Atkinson says Crabbe’s effectiveness and Nets’ success goes hand-in-hand

It’s no secret that Allen Crabbe has yet to look like the sharpshooter the Nets needed, craved, and envisioned when they signed him to a huge $75 million offer sheet in the summer of 2016, then traded for in the summer of 2017.

Thirteen games into the season, the Nets have seen some highs and lows from the now fifth-year guard, who has cooled off quite a bit after a pretty hot start.

Over his last three games, Crabbe has shot 18 percent from three-point land, converting on 3-of-17 attempts. In that same span he’s averaged only 6.3 points on 31 percent shooting overall, reaching double digits (12 points) only once in the Nets’ narrow victory over his former Blazer squad, in Portland on Friday. That’s a big tail-off. In his first 10 games, Crabbe put up 11.9 points on 25.4 minutes and shot 40 percent from downtown.

It was his inconsistency and big contract that drove Portland to send him to Brooklyn. It was a double salary dump, with the Nets giving up Andrew Nicholson who was owed almost $20 million.
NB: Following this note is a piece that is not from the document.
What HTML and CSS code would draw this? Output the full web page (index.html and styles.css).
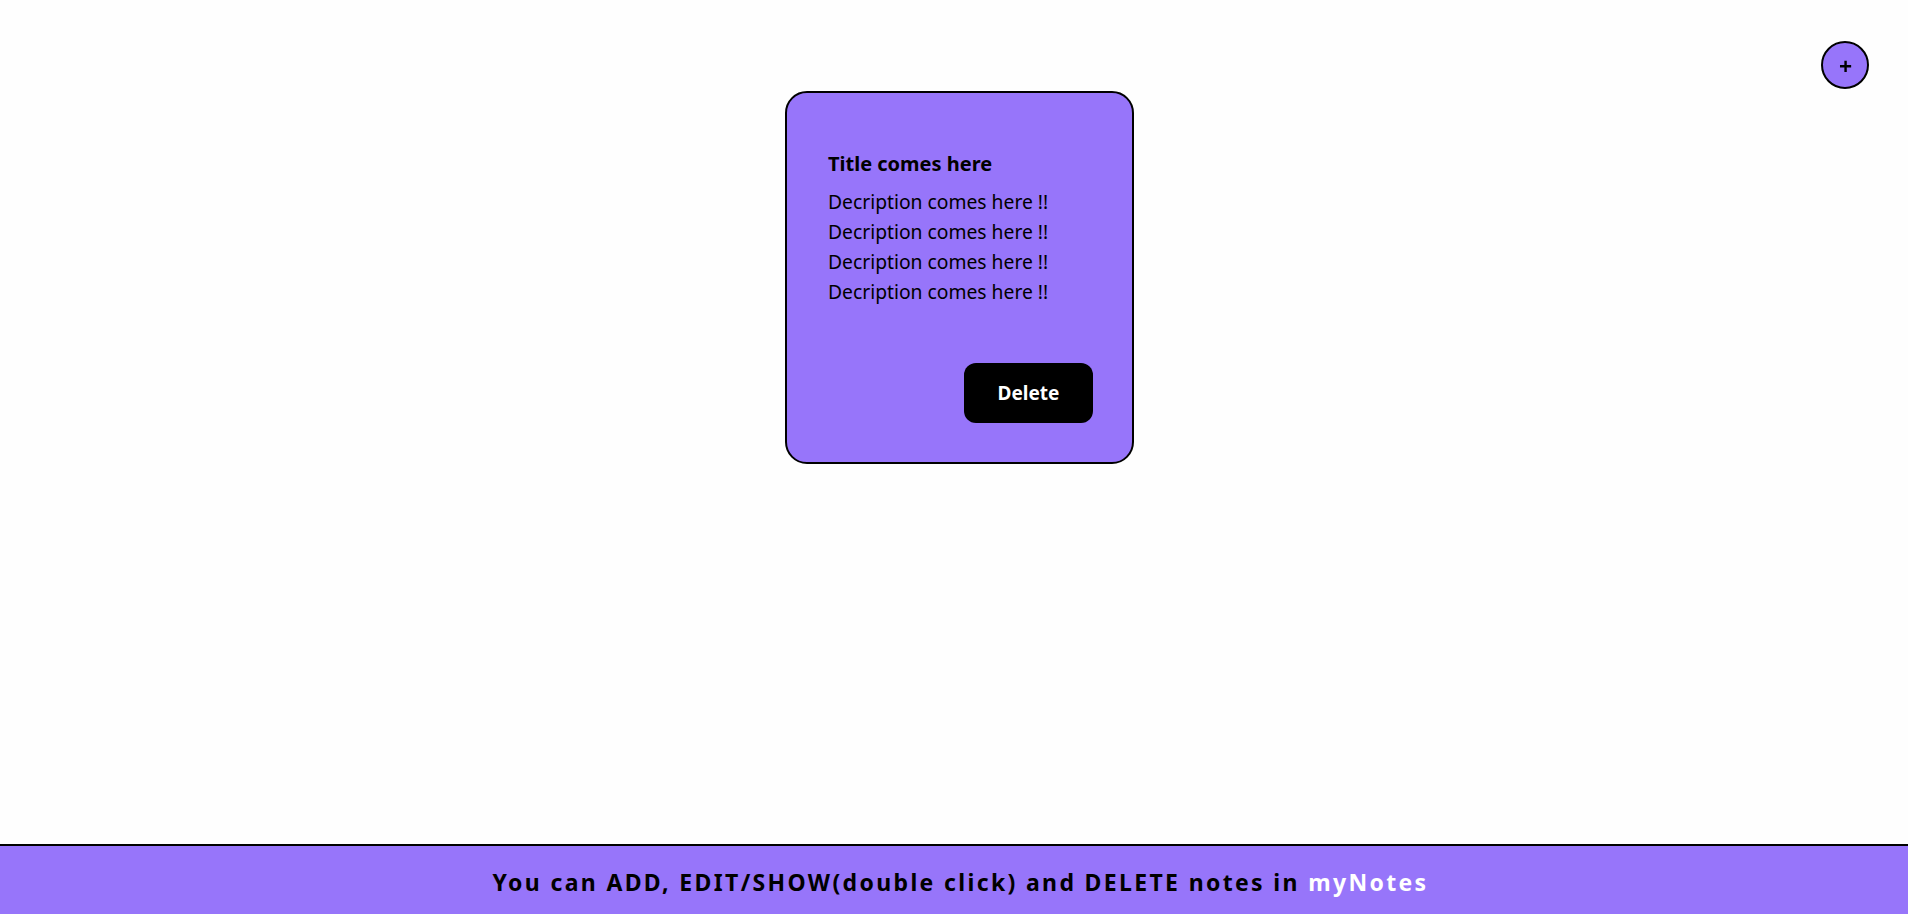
FILE: index.html
```html
<!DOCTYPE html>
<html lang="en">
<head>
<meta charset="utf-8">
<title>myNotes</title>
<link rel="stylesheet" href="styles.css">
</head>
<body>
<button class="add-btn">+</button>
<main class="notes">
  <div class="note">
    <h3 class="note-title">Title comes here</h3>
    <div class="note-desc">
      <p>Decription comes here !!</p>
      <p>Decription comes here !!</p>
      <p>Decription comes here !!</p>
      <p>Decription comes here !!</p>
    </div>
    <div class="note-actions">
      <button class="delete-btn">Delete</button>
    </div>
  </div>
</main>
<footer class="footer">
  <span>You can ADD, EDIT/SHOW(double click) and DELETE notes in <span class="brand">myNotes</span></span>
</footer>
</body>
</html>
```
FILE: styles.css
```css
* { box-sizing: border-box; }
html, body { margin: 0; padding: 0; }
body {
  font-family: "Noto Sans", "Open Sans", sans-serif;
  background: #fefefe;
  color: #000;
  height: 914px;
  overflow: hidden;
}
.add-btn {
  position: fixed;
  top: 41px;
  right: 39px;
  width: 48px;
  height: 48px;
  border-radius: 50%;
  border: 2px solid #000;
  background: #9775fa;
  font-family: "Noto Sans", sans-serif;
  font-weight: 700;
  font-size: 23px;
  line-height: 1;
  padding: 3px 0 0 1px;
  color: #000;
}
.notes {
  display: flex;
  justify-content: center;
  padding: 91px 0 0 11px;
}
.note {
  width: 349px;
  height: 373px;
  background: #9775fa;
  border: 2px solid #000;
  border-radius: 22px;
  padding: 58px 39px 39px 41px;
  display: flex;
  flex-direction: column;
}
.note-title {
  margin: 0 0 10px;
  font-size: 20px;
  font-weight: 700;
  line-height: 26px;
}
.note-desc p {
  margin: 0;
  font-size: 19.3px;
  line-height: 30px;
}
.note-actions {
  margin-top: auto;
  display: flex;
  justify-content: flex-end;
}
.delete-btn {
  width: 129px;
  height: 60px;
  border: none;
  border-radius: 12px;
  background: #000;
  color: #fff;
  font-family: "Noto Sans", sans-serif;
  font-weight: 700;
  font-size: 19px;
}
.footer {
  position: fixed;
  left: 0;
  right: 0;
  bottom: 0;
  height: 70px;
  background: #9775fa;
  border-top: 2px solid #000;
  display: flex;
  align-items: center;
  justify-content: center;
  padding: 4px 0 0 13px;
  font-weight: 700;
  font-size: 23px;
  letter-spacing: 2.35px;
  color: #000;
}
.brand { color: #fff; }
```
After Monday’s practice, Net head coach Kenny Atkinson tried to explain that inconsistency, saying there’s a domino effect between Crabbe’s play and the Nets’ success.
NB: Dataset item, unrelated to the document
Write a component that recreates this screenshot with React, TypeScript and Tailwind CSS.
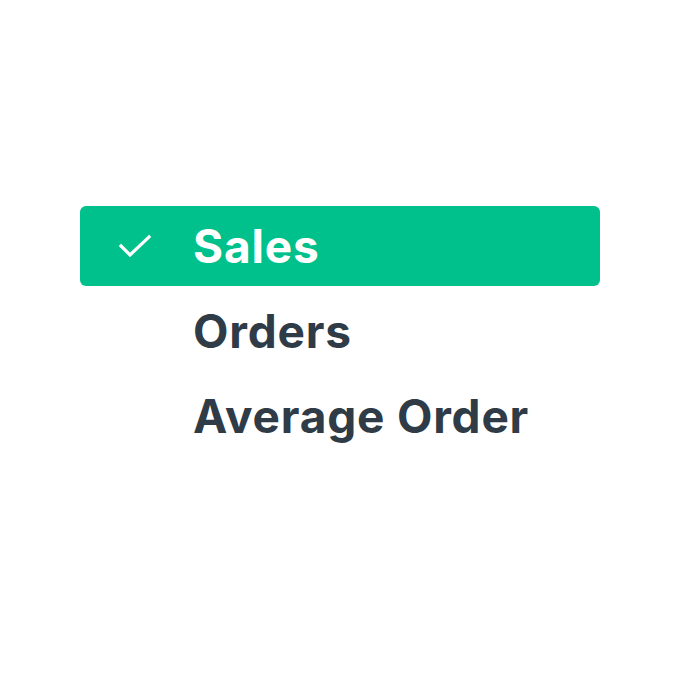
export default function App() {
  const items = [
    { label: "Sales", active: true },
    { label: "Orders", active: false },
    { label: "Average Order", active: false },
  ];

  return (
    <div className="min-h-[700px] w-[700px] bg-white pt-[206px] pl-[80px]" style={{ fontFamily: "Inter, 'Liberation Sans', sans-serif" }}>
      <ul className="flex w-[520px] flex-col gap-[5px]">
        {items.map((item) => (
          <li
            key={item.label}
            className={`flex h-20 items-center rounded-md pl-[38px] ${item.active ? "bg-[#00c18b] text-white" : "text-[#2f3b46]"}`}
          >
            <span className="flex w-[34px] shrink-0 justify-center">
              {item.active && (
                <svg width="34" height="24" viewBox="0 0 34 24" fill="none" stroke="currentColor" strokeWidth="3.2" strokeLinecap="square">
                  <polyline points="3,12 12,21 31,3" />
                </svg>
              )}
            </span>
            <span className="ml-[41px] text-[46px] font-bold leading-none tracking-[0.8px]">{item.label}</span>
          </li>
        ))}
      </ul>
    </div>
  );
}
“I keep saying this; his play is a direct correlation to how the team plays,” said Atkinson. “We have to play well for him to play well. He’s got to come with more consistent energy. I’m happy with him. Teams are obviously focusing in on him on the first unit now. Looking to lock him up. It’s an area of improvement for him. We’ve also got to find a way for him to get open shots. We’ve get to screen better for him, we’ve got to get our spacing better, it’s a work in progress.”
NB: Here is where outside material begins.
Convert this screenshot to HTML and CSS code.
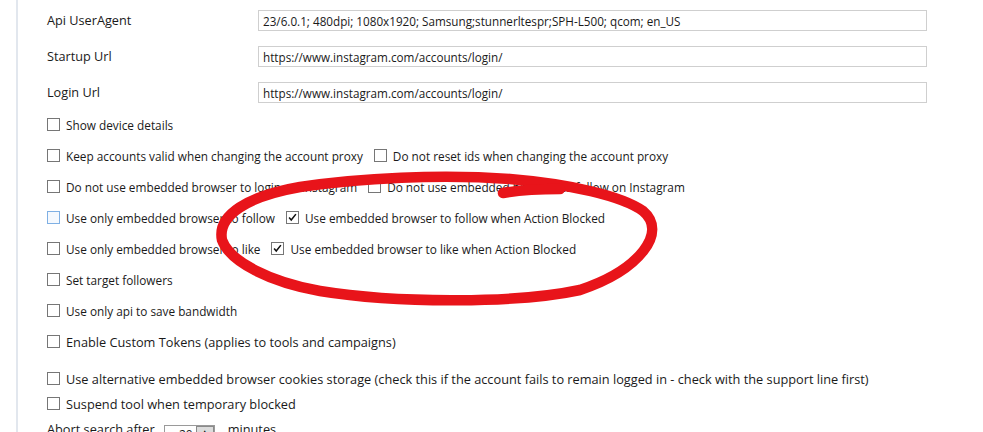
FILE: index.html
```html
<!DOCTYPE html>
<html lang="en">
<head>
  <meta charset="UTF-8">
  <title>Account Settings</title>
  <link rel="stylesheet" href="styles.css">
</head>
<body>
  <div class="panel">
    <div class="fields">
      <div class="field">
        <span class="name">Api UserAgent</span>
        <input class="text" type="text" value="23/6.0.1; 480dpi; 1080x1920; Samsung;stunnerltespr;SPH-L500; qcom; en_US">
      </div>
      <div class="field">
        <span class="name">Startup Url</span>
        <input class="text" type="text" value="https://www.instagram.com/accounts/login/">
      </div>
      <div class="field">
        <span class="name">Login Url</span>
        <input class="text" type="text" value="https://www.instagram.com/accounts/login/">
      </div>
    </div>

    <div class="options">
      <div class="row">
        <label class="check"><span class="box"></span>Show device details</label>
      </div>
      <div class="row">
        <label class="check"><span class="box"></span>Keep accounts valid when changing the account proxy</label>
        <label class="check"><span class="box"></span>Do not reset ids when changing the account proxy</label>
      </div>
      <div class="row">
        <label class="check"><span class="box"></span>Do not use embedded browser to login on Instagram</label>
        <label class="check"><span class="box"></span>Do not use embedded browser to follow on Instagram</label>
      </div>
      <div class="row">
        <label class="check"><span class="box hover"></span>Use only embedded browser to follow</label>
        <label class="check"><span class="box"><svg viewBox="0 0 13 13"><path d="M2.5 6.5 L5 9.5 L10.5 2.5" /></svg></span>Use embedded browser to follow when Action Blocked</label>
      </div>
      <div class="row">
        <label class="check"><span class="box"></span>Use only embedded browser to like</label>
        <label class="check"><span class="box"><svg viewBox="0 0 13 13"><path d="M2.5 6.5 L5 9.5 L10.5 2.5" /></svg></span>Use embedded browser to like when Action Blocked</label>
      </div>
      <div class="row">
        <label class="check"><span class="box"></span>Set target followers</label>
      </div>
      <div class="row">
        <label class="check"><span class="box"></span>Use only api to save bandwidth</label>
      </div>
      <div class="row big">
        <label class="check"><span class="box"></span>Enable Custom Tokens (applies to tools and campaigns)</label>
      </div>
      <div class="row big short first-short">
        <label class="check"><span class="box"></span>Use alternative embedded browser cookies storage (check this if the account fails to remain logged in - check with the support line first)</label>
      </div>
      <div class="row big short">
        <label class="check"><span class="box"></span>Suspend tool when temporary blocked</label>
      </div>
      <div class="row big short">
        <span class="plain">Abort search after</span>
        <span class="spin"><span class="value">20</span><span class="arrow">&#9650;</span></span>
        <span class="plain">minutes</span>
      </div>
    </div>
  </div>

  <!-- red marker circle drawn on top of the screenshot -->
  <svg class="marker" viewBox="0 0 983 432">
    <path d="M222 240 C 217 215, 248 196, 300 187 C 360 178, 440 174, 510 179 C 570 184, 622 196, 643 211 C 668 232, 640 270, 580 290 C 520 303, 400 304, 320 291 C 270 282, 230 262, 222 240" />
    <path d="M503 193 C 520 190, 540 189, 560 189" />
  </svg>
</body>
</html>
```

FILE: styles.css
```css
body {
  margin: 0;
  background: #fff;
  font-family: "Open Sans", "Noto Sans", sans-serif;
  font-size: 11.8px;
  color: #1a1a1a;
  overflow: hidden;
}
.panel {
  margin-left: 16px;
  border-left: 2px solid #e2e7ee;
  height: 432px;
  padding-left: 29px;
  padding-top: 10px;
  box-sizing: border-box;
}
.fields {
  display: flex;
  flex-direction: column;
  gap: 15px;
}
.field {
  display: flex;
  align-items: center;
  height: 21px;
}
.name {
  width: 211px;
  font-size: 12.7px;
  margin-top: -1px;
}
.text {
  width: 669px;
  height: 21px;
  box-sizing: border-box;
  border: 1px solid #cfcfcf;
  padding: 0 4px;
  font-family: inherit;
  font-size: 11.7px;
  color: #1a1a1a;
  outline: none;
}
.options {
  margin-top: 6px;
}
.row {
  display: flex;
  align-items: center;
  height: 31px;
}
.row.big {
  font-size: 12.75px;
}
.row.short {
  height: 25px;
}
.row.first-short {
  margin-top: 9px;
}
.check {
  display: flex;
  align-items: center;
  margin-right: 11px;
  white-space: nowrap;
}
.box {
  width: 13px;
  height: 13px;
  box-sizing: border-box;
  border: 1px solid #767676;
  background: #fff;
  margin-right: 6px;
  display: inline-flex;
}
.box.hover {
  border-color: #7fb0e4;
  background: #f5f9fe;
}
.box svg {
  width: 11px;
  height: 11px;
  fill: none;
  stroke: #111;
  stroke-width: 1.8;
}
.plain {
  white-space: nowrap;
}
.spin {
  display: flex;
  align-items: flex-start;
  width: 51px;
  height: 20px;
  box-sizing: border-box;
  border: 1px solid #9a9a9a;
  margin: 0 13px 0 9px;
  position: relative;
  top: 6px;
  font-size: 12px;
}
.spin .value {
  flex: 1;
  text-align: right;
  padding-right: 3px;
  line-height: 18px;
}
.spin .arrow {
  width: 16px;
  height: 10px;
  background: #dcdcdc;
  border: 1px solid #8a8a8a;
  font-size: 8px;
  line-height: 10px;
  text-align: center;
  color: #000;
}
.marker {
  position: absolute;
  left: 0;
  top: 0;
  width: 983px;
  height: 432px;
  pointer-events: none;
}
.marker path {
  fill: none;
  stroke: #e8141a;
  stroke-width: 10.5;
  stroke-linecap: round;
}
```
Atkinson did give Crabbe credit for improving on the defensive end, an area that was heavily criticized in the latter portion of what turned out to be his final season out west.

“First of all, I’m happy with his defense,” Atkinson said of Crabbe. “It’s the first thing I told him today. That’s the challenge we gave him. I think consistency is a Nets problem too, we have to be more consistent. Back-to-back I felt like generally we did not come out with the necessary focus.”

Now that the Nets are back home, we’ll see if the Barclays Center crowd can assist Crabbe in rediscovering his damn-near automatic and pure stroke from three, which, according to Atkinson, is the engine that helps the Nets go, “and vice versa.”